Mvgt=echo.... while these were both great reads by unexpected candidates (haven't read from either) probably botw here I found echo's slightly more enjoyable although it was very close.. great fucking match

Razah
03-14-2016, 03:13 PM
Sym, verse flowed really well. It was very smooth & wasn't necessarily a short bar style. So, I appreciate having a natural, or not so natural, way of being able to put enough syllables in each bar & still have it come off smooth. Also, I liked how "real" the wording was. What I mean by that is, it doesn't sound like you had a thesaurus next to you, trying to sound more sophisticated than a topical should be. Some of these guys over do that for the "vocabulary" aspect and I find it annoying. PS: I don't think you went the 32 bars.

echo, that first bar was dope. The story was cool, so was the flow/rhyming. It feels very similar to sym's, just.. broken up more. Hmm. Anyways, don't really have anything bad to say about this piece.

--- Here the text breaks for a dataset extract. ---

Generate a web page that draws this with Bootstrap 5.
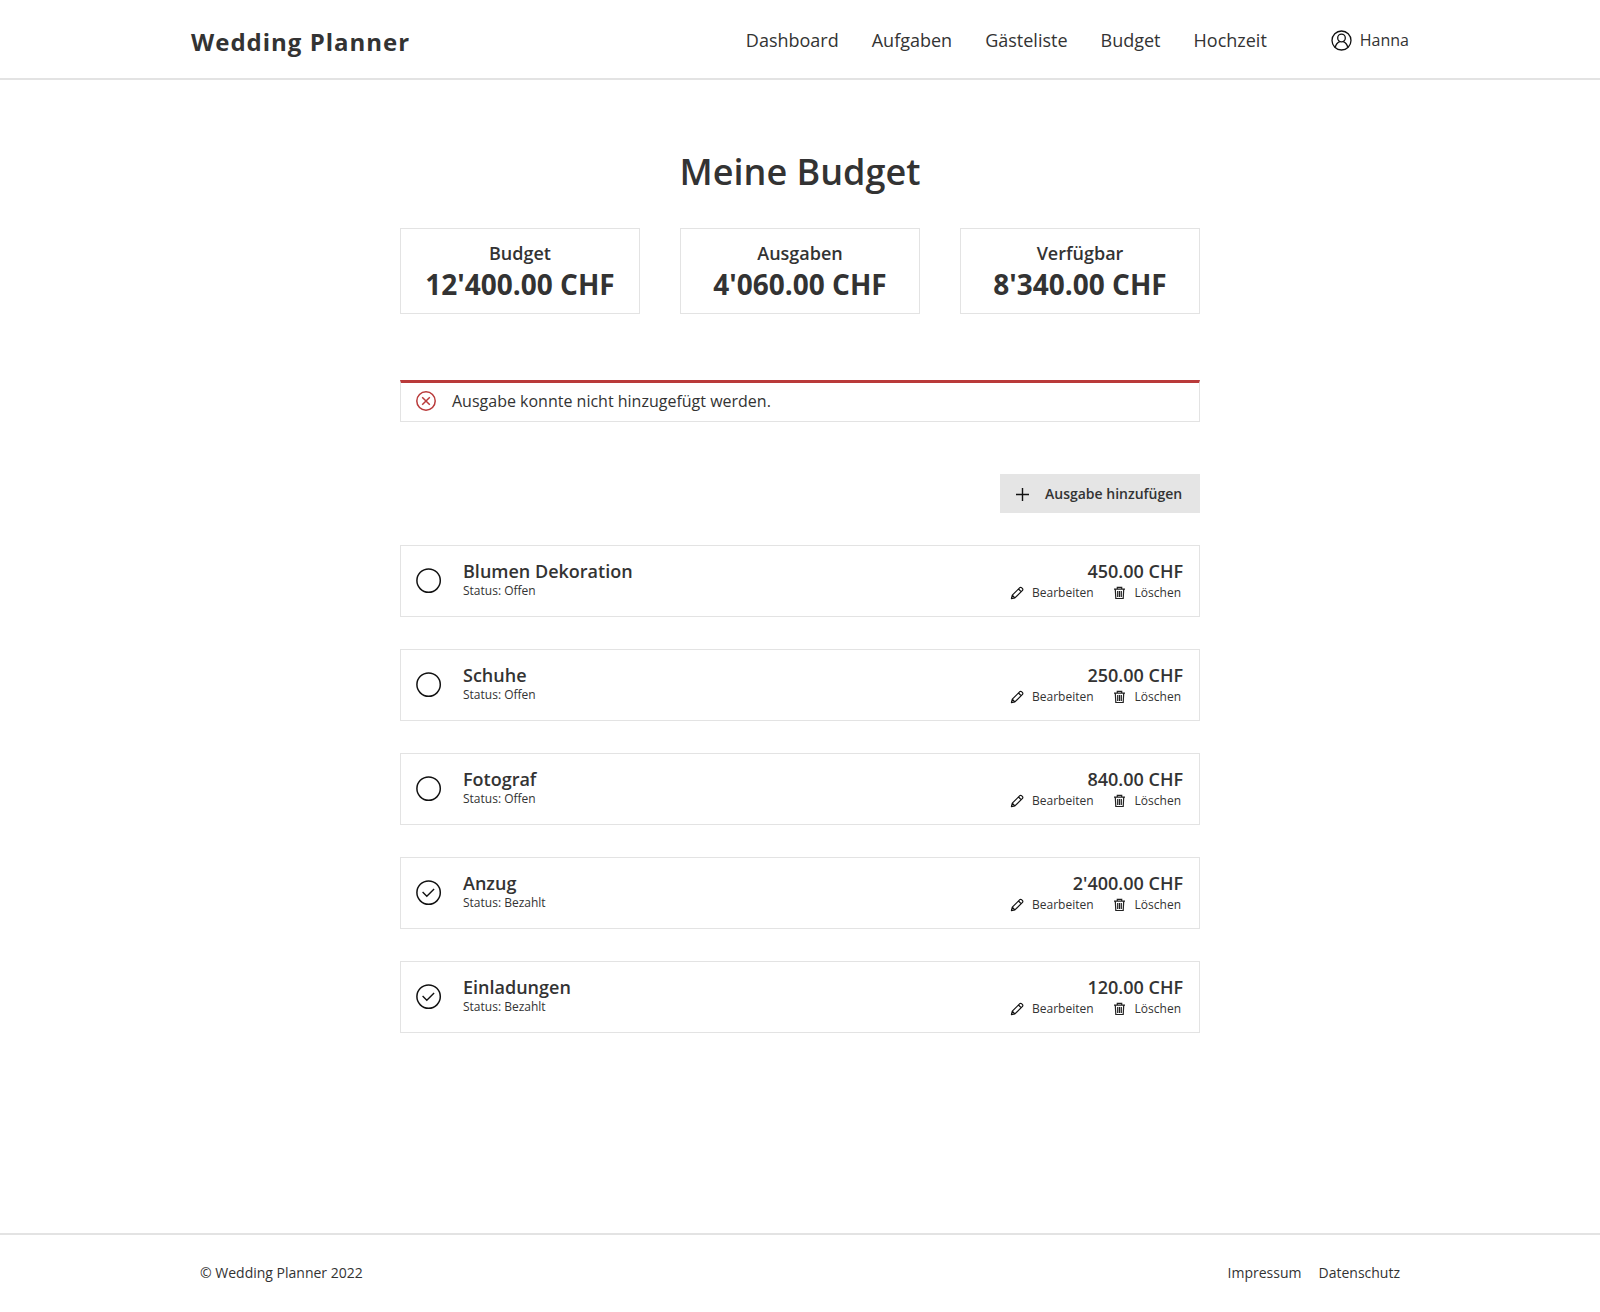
<!DOCTYPE html>
<html lang="de">
<head>
<meta charset="utf-8">
<meta name="viewport" content="width=device-width, initial-scale=1">
<title>Wedding Planner – Budget</title>
<link rel="stylesheet" href="https://cdn.jsdelivr.net/npm/bootstrap@5.3.0/dist/css/bootstrap.min.css">
<style>
  :root { --ink: #333; --line: #e3e3e3; --danger: #b93a3a; }
  body { font-family: "Open Sans", "Noto Sans", sans-serif; color: var(--ink); background: #fff; }
  a { color: var(--ink); text-decoration: none; }
  .site-width { max-width: 1218px; }
  .content-width { max-width: 800px; }
  .site-header { border-bottom: 2px solid var(--line); min-height: 80px; padding-top: 2px; }
  .brand { font-size: 24px; line-height: 32px; font-weight: 700; letter-spacing: 1px; padding-top: 4px; }
  .main-links { gap: 33px; font-size: 18px; line-height: 24px; }
  .account { gap: 8px; margin-left: 64px; font-size: 16px; line-height: 24px; }
  .page-title { font-size: 36px; line-height: 48px; font-weight: 600; margin: 68px 0 32px; }
  .summary { gap: 40px; margin-bottom: 66px; }
  .panel { border: 1px solid var(--line); }
  .summary-box { padding: 12px 8px 10px; }
  .summary-label { font-size: 18px; line-height: 24px; font-weight: 600; margin: 0; }
  .summary-sum { font-size: 28px; line-height: 38px; font-weight: 700; margin: 0; }
  .notice { border-top: 3px solid var(--danger); gap: 16px; padding: 6px 15px 8px; margin-bottom: 52px; font-size: 16px; line-height: 24px; }
  .btn-add { background: #e5e5e5; color: var(--ink); width: 200px; padding: 10px 16px 9px; gap: 16px; border: 0; border-radius: 0; font-size: 14px; line-height: 20px; font-weight: 600; }
  .btn-add:hover { background: #d8d8d8; }
  .expenses { gap: 32px; margin: 32px 0 48px; }
  .expense { min-height: 72px; padding: 13px 16px 13px 15px; }
  .paid-toggle { appearance: none; width: 26px; height: 26px; margin: 0 21px 0 0; background: center / 26px no-repeat url("data:image/svg+xml,%3Csvg xmlns='http://www.w3.org/2000/svg' viewBox='0 0 26 26' fill='none' stroke='%23111' stroke-width='1.5'%3E%3Ccircle cx='12.6' cy='12.6' r='11.7'/%3E%3C/svg%3E"); }
  .paid-toggle:checked { background-image: url("data:image/svg+xml,%3Csvg xmlns='http://www.w3.org/2000/svg' viewBox='0 0 26 26' fill='none' stroke='%23111' stroke-width='1.5'%3E%3Ccircle cx='12.6' cy='12.6' r='11.7'/%3E%3Cpath d='M6.6 12.1l4.2 4.1 7.3-7.3' stroke-width='1.4'/%3E%3C/svg%3E"); }
  .expense-name { font-size: 18px; line-height: 24px; font-weight: 600; }
  .expense-status { font-size: 12px; line-height: 16px; }
  .expense-actions { gap: 19px; padding-right: 2px; }
  .btn-line { display: flex; align-items: center; gap: 8px; border: 0; padding: 0; background: none; color: var(--ink); font-size: 12px; line-height: 20px; }
  .site-footer { border-top: 2px solid var(--line); font-size: 14px; line-height: 20px; }
  .footer-row { max-width: 1200px; padding: 28px 0 29px; }
  .footer-links { gap: 17px; }
</style>
<script src="https://cdn.jsdelivr.net/npm/bootstrap@5.3.0/dist/js/bootstrap.bundle.min.js"></script>
</head>
<body class="d-flex flex-column min-vh-100">

<svg class="d-none" xmlns="http://www.w3.org/2000/svg">
  <symbol id="i-pen" viewBox="0 0 14 14"><path d="M1.4 12.7l.9-3.5L9.8 1.7a1.2 1.2 0 0 1 1.7 0l1 1a1.2 1.2 0 0 1 0 1.7L4.9 11.9zM8.5 3l2.8 2.8M2.3 9.2l2.6 2.7" fill="none" stroke="#111" stroke-width="1.2" stroke-linejoin="round"/></symbol>
  <symbol id="i-bin" viewBox="0 0 14 14"><path d="M1 3.2h11M4.3 3V1.4h4.4V3M2.3 3.4l.5 9.1h7.4l.5-9.1M4.7 5v6M6.5 5v6M8.3 5v6" fill="none" stroke="#222" stroke-width="1.2"/></symbol>
</svg>

<header class="site-header d-flex align-items-center">
  <nav class="site-width container-fluid p-0 d-flex flex-wrap align-items-center" aria-label="Hauptnavigation">
    <a class="brand me-auto" href="#">Wedding Planner</a>
    <div class="main-links d-flex flex-wrap">
      <a href="#">Dashboard</a>
      <a href="#">Aufgaben</a>
      <a href="#">Gästeliste</a>
      <a href="#">Budget</a>
      <a href="#">Hochzeit</a>
    </div>
    <a class="account d-flex align-items-center" href="#">
      <svg width="21" height="21" viewBox="0 0 21 21" fill="none" stroke="#111" stroke-width="1.3" aria-hidden="true"><circle cx="10.5" cy="10.5" r="9.5"/><circle cx="10.5" cy="8" r="3.8"/><path d="M4.2 17.4c.8-3.2 2.6-5 4.5-5.8M16.8 17.4c-.8-3.2-2.6-5-4.5-5.8"/></svg>
      <span>Hanna</span>
    </a>
  </nav>
</header>

<main class="content-width container-fluid p-0 flex-grow-1">
  <h1 class="page-title text-center">Meine Budget</h1>

  <section class="summary d-flex text-center" aria-label="Übersicht">
    <div class="panel summary-box flex-fill w-100"><h2 class="summary-label">Budget</h2><p class="summary-sum">12'400.00 CHF</p></div>
    <div class="panel summary-box flex-fill w-100"><h2 class="summary-label">Ausgaben</h2><p class="summary-sum">4'060.00 CHF</p></div>
    <div class="panel summary-box flex-fill w-100"><h2 class="summary-label">Verfügbar</h2><p class="summary-sum">8'340.00 CHF</p></div>
  </section>

  <div class="panel notice d-flex align-items-center" role="alert">
    <svg width="20" height="20" viewBox="0 0 20 20" fill="none" stroke="#b93a3a" stroke-width="1.5" aria-hidden="true"><circle cx="10" cy="10" r="9.2"/><path d="M6.2 6.2l7.6 7.6M13.8 6.2l-7.6 7.6"/></svg>
    <span>Ausgabe konnte nicht hinzugefügt werden.</span>
  </div>

  <div class="d-flex justify-content-end">
    <button type="button" class="btn btn-add d-flex align-items-center">
      <svg width="13" height="13" viewBox="0 0 13 13" fill="none" stroke="#111" stroke-width="1.4" aria-hidden="true"><path d="M0 6.5h13M6.5 0v13"/></svg>
      <span>Ausgabe hinzufügen</span>
    </button>
  </div>

  <ul class="expenses list-unstyled d-flex flex-column">
    <li class="panel expense d-flex align-items-center">
      <input class="paid-toggle flex-shrink-0" type="checkbox" id="paid-1">
      <div class="me-auto align-self-start">
        <label class="expense-name d-block" for="paid-1">Blumen Dekoration</label>
        <div class="expense-status">Status: Offen</div>
      </div>
      <div class="d-flex flex-column align-items-end align-self-start">
        <div class="expense-name">450.00 CHF</div>
        <div class="expense-actions d-flex">
          <button type="button" class="btn-line"><svg width="14" height="14" aria-hidden="true"><use href="#i-pen"/></svg>Bearbeiten</button>
          <button type="button" class="btn-line"><svg width="14" height="14" aria-hidden="true"><use href="#i-bin"/></svg>Löschen</button>
        </div>
      </div>
    </li>
    <li class="panel expense d-flex align-items-center">
      <input class="paid-toggle flex-shrink-0" type="checkbox" id="paid-2">
      <div class="me-auto align-self-start">
        <label class="expense-name d-block" for="paid-2">Schuhe</label>
        <div class="expense-status">Status: Offen</div>
      </div>
      <div class="d-flex flex-column align-items-end align-self-start">
        <div class="expense-name">250.00 CHF</div>
        <div class="expense-actions d-flex">
          <button type="button" class="btn-line"><svg width="14" height="14" aria-hidden="true"><use href="#i-pen"/></svg>Bearbeiten</button>
          <button type="button" class="btn-line"><svg width="14" height="14" aria-hidden="true"><use href="#i-bin"/></svg>Löschen</button>
        </div>
      </div>
    </li>
    <li class="panel expense d-flex align-items-center">
      <input class="paid-toggle flex-shrink-0" type="checkbox" id="paid-3">
      <div class="me-auto align-self-start">
        <label class="expense-name d-block" for="paid-3">Fotograf</label>
        <div class="expense-status">Status: Offen</div>
      </div>
      <div class="d-flex flex-column align-items-end align-self-start">
        <div class="expense-name">840.00 CHF</div>
        <div class="expense-actions d-flex">
          <button type="button" class="btn-line"><svg width="14" height="14" aria-hidden="true"><use href="#i-pen"/></svg>Bearbeiten</button>
          <button type="button" class="btn-line"><svg width="14" height="14" aria-hidden="true"><use href="#i-bin"/></svg>Löschen</button>
        </div>
      </div>
    </li>
    <li class="panel expense d-flex align-items-center">
      <input class="paid-toggle flex-shrink-0" type="checkbox" id="paid-4" checked>
      <div class="me-auto align-self-start">
        <label class="expense-name d-block" for="paid-4">Anzug</label>
        <div class="expense-status">Status: Bezahlt</div>
      </div>
      <div class="d-flex flex-column align-items-end align-self-start">
        <div class="expense-name">2'400.00 CHF</div>
        <div class="expense-actions d-flex">
          <button type="button" class="btn-line"><svg width="14" height="14" aria-hidden="true"><use href="#i-pen"/></svg>Bearbeiten</button>
          <button type="button" class="btn-line"><svg width="14" height="14" aria-hidden="true"><use href="#i-bin"/></svg>Löschen</button>
        </div>
      </div>
    </li>
    <li class="panel expense d-flex align-items-center">
      <input class="paid-toggle flex-shrink-0" type="checkbox" id="paid-5" checked>
      <div class="me-auto align-self-start">
        <label class="expense-name d-block" for="paid-5">Einladungen</label>
        <div class="expense-status">Status: Bezahlt</div>
      </div>
      <div class="d-flex flex-column align-items-end align-self-start">
        <div class="expense-name">120.00 CHF</div>
        <div class="expense-actions d-flex">
          <button type="button" class="btn-line"><svg width="14" height="14" aria-hidden="true"><use href="#i-pen"/></svg>Bearbeiten</button>
          <button type="button" class="btn-line"><svg width="14" height="14" aria-hidden="true"><use href="#i-bin"/></svg>Löschen</button>
        </div>
      </div>
    </li>
  </ul>
</main>

<footer class="site-footer">
  <div class="footer-row container-fluid d-flex justify-content-between">
    <span>© Wedding Planner 2022</span>
    <div class="footer-links d-flex">
      <a href="#">Impressum</a>
      <a href="#">Datenschutz</a>
    </div>
  </div>
</footer>
</body>
</html>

I enjoyed both verses, and they both seem like they have very, very similar styles, but I liked Echo's story more. Both were enjoyable, I just preferred one over the other.

vecho

timeless
03-14-2016, 05:15 PM
Sym, your style reminds me of zenland with a hint of copycat. Your natural writing abilities are dope and have a very high ceiling that you will hopefully reach by seasons end. Everything about this was so dope until the sudden, forced ending. You should've fleshed that out more, because it probably cost you my vote.

Echo, such a weird read. That's not to say I didn't enjoy it. I just feel that there were too many lines deliberately placed that fucked up the flow and delivery of it all. Trust me I write like this often, but it's hard to keep it going if u have the reader on edge just to get pushed off, ya dig? I appreciate your ambition here.

V. Symetrik

Really hard to choose a winner, I usually take ambition over all in close/loose battles like this but I got sym just because of how naturally it read. Look forward to more work from both of you.

Alice White
03-14-2016, 08:31 PM
Symetrik -

I thought that the scheme and switch ups you employed were the highlights of this verse. A very smooth read throughout, the multis seemed really natural as well. I also appreciate the direct tone of this and the certain humorous elements you had in the beginning. Content-wise, I thought it was nice, the ending was quite entertaining.


Echo -

Your opening bar was one of the highlights of your verse, tbh. It really sets an original tone. I also like the balance of the direct talk and the imagery-based narrative. A smooth read throughout. The content you depicted was interesting and rather original with an obviously Wild Wild West take on the topic. Both verses seemed similar in terms of schemes, though, so I'd go with the more entertaining work here.

Mvgt - Echo

Mr. J
03-14-2016, 10:55 PM
Symetrik, I am unsure of who you are or who you used to be
but thats beside the fact & your style seems really new to me.
I thought this was a smooth piece but the profanity felt forced
the story is intriguing nonetheless, ahh what lovers fell for...
how twisted we are when we add another element to the picture
the first portion you shined nicely, the second & third were an odd mixture
but the ending took a few reads until I understood your wrap up
at first it seemed random but now Im like ohhhh...thats whats up
nice work...


Echo, Hello....from the jump I can tell you are focused on description
the way you focus on the lighting & colors makes me enjoy the infliction
I felt like I got lost about halfway through when we hopped across town
but as I kept reading it didnt feel like too much of a cop out......:D
(cunt with a choke) felt like it was worded a little too funny for me
yet you deter my affliction after we pass prism & ride through on horse feet
nice work here....

v/Echo, I really enjoyed both pieces but Echo left me feeling fulfilled
I felt both performed better than I had expected & showed exemplary skills
Symetrik had a nice idea working to his advantage but got out written
plus it seemed like he tried to sneak his way around the rounds limits..
regardless this was a dope battle from 2 guys I dont really seem to know
Echo just clutched it with a stronger plot with a more unique flow...
nice battle fellas...

Frank
03-14-2016, 11:57 PM
MVGT Symetrick

Tug of war decision here, folks. Wholeheartedly enjoyed Echos Indian In the Cubboard, Cops Vs Robbers, Good Guy vs Bad Guy western style fiasco... I ultimately just liked Symetricks utilizilation of the topics interpretation more. Reminded me of Pancakebrah, captivating: managing to capture this, organically innocent essence that was reaking of teen spirit. The irony though, cause Symetricks from Seattle. Birthplace of grunge. Cool flow, with a lot of extreme, up close and personal sensory imagery, eg, nice nose, hands fitting softly, etc

One of the more noteworthy 0-0 newbie showdowns I can remember. Both Welcome additions to the AOWL.